Finland became NATO's 31st member on 4 April 2023, extending the Alliance's frontier with Russia by 1,340 kilometres. This ended the nation’s long-standing policy of armed non-alignment. Although often portrayed as a tactical response to a shifting threat landscape, this was equally a redefinition of Finland’s security identity–the set of beliefs through which the state explains its place in the world and legitimises its strategic choices. This shift matters both for Finland’s policy trajectory and for NATO’s collective defence posture on its northeastern flank.

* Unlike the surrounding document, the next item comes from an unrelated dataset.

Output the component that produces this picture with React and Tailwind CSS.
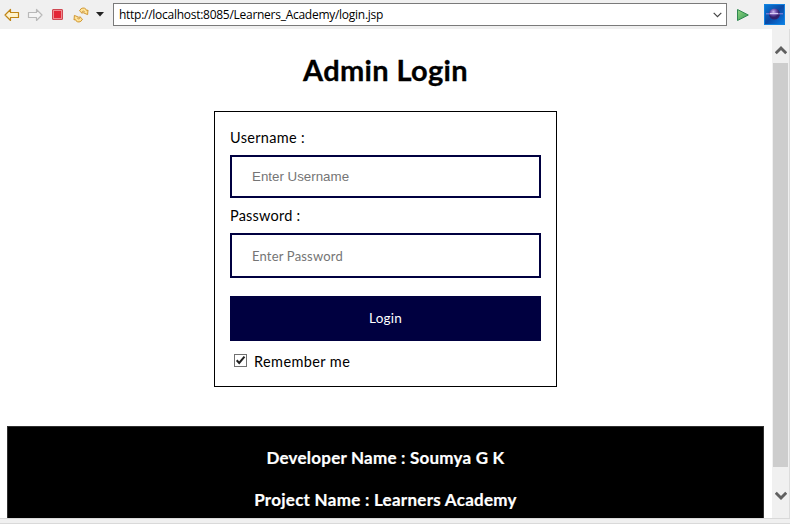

For decades, Finland sustained a carefully balanced ambiguity—portraying armed self-reliance as a sovereign choice, even when it was largely imposed by external limits. NATO accession did not just revise this policy; it exposed the historical origins behind it. The challenge now is to turn a security identity born of enforced independence into one grounded in deliberate partnership, ensuring that Finland’s credibility within the alliance derives from voluntary contribution rather than inherited caution.
Origins of Finnish Security Policy
Finland declared independence on 6 December 1917 amid the Russian Revolution. Lenin's government recognised it quickly, but Finnish sovereignty initially survived more through the turmoil of the empire than through formal guarantees. Unlike the later-independent Baltic states, Finland emerged in Europe without collective security structures—an absence that still shapes how alliance commitments are evaluated in Helsinki today.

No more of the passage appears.